Anyone who still is tempted to see enlistment as an expression of his death wish needs to consider two things. The first is his mood and way of thinking almost at the very end (page 326):
Occasionally he saw children in the devastated villages ‘too poor or too helpless’ to leave, he told his friend, ‘but I probably am not going to describe any more except to make a living’. It was a telling comment for Thomas to make. In January he had written something tiny but of equal importance to Helen: ‘Please put these letters in my drawer.’ It seemed he intended to use his letters and his diary to write about the war after his return; his enlistment was something he intended to survive and the re‑emergence of his gloom expressed not a death wish but a growing recognition that he might not live.”

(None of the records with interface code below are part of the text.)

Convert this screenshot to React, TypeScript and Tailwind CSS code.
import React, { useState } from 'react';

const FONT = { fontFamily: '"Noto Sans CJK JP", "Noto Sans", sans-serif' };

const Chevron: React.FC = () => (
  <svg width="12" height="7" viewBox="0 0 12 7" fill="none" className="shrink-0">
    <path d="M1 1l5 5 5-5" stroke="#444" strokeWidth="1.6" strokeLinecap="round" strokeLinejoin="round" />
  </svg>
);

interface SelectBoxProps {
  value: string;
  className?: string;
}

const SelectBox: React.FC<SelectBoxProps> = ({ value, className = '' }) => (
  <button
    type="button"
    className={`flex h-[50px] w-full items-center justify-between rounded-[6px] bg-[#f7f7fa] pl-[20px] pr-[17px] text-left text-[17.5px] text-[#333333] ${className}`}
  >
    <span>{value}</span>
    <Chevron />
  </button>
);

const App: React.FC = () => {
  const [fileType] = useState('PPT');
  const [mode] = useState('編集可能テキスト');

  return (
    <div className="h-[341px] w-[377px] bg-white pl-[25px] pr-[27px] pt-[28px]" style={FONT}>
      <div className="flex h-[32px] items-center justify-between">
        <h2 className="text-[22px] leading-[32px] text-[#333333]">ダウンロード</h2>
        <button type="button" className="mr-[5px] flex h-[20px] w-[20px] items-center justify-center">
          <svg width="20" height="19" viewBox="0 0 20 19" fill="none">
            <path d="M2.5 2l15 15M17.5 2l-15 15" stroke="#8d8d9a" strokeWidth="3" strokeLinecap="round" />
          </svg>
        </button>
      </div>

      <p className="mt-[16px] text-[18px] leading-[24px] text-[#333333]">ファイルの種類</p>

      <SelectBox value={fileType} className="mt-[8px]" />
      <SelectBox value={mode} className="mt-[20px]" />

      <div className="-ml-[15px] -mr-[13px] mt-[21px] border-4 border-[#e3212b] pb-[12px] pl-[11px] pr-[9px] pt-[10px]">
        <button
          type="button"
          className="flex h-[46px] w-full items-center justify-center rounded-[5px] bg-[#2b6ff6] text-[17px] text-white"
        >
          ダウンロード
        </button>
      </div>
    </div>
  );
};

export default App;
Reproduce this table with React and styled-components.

The second is that he never, as far as I can discern from all the accounts I have read, sought to put himself recklessly in danger. He may, it is true, have been using the situation rather as a former patient of mine used danger, both in his time in the army and by risk taking in civvie street later, as a test of whether or not he deserved to live. I doubt that because there is no evidence to support it.
Instead I see a man who had found his voice in becoming a poet and his self-respect in becoming a soldier. It is a tragedy that he did not survive the war so that we could see the fruits of that double victory. We should be glad that he has left us a small volume of deeply engaging poetry as his lasting legacy.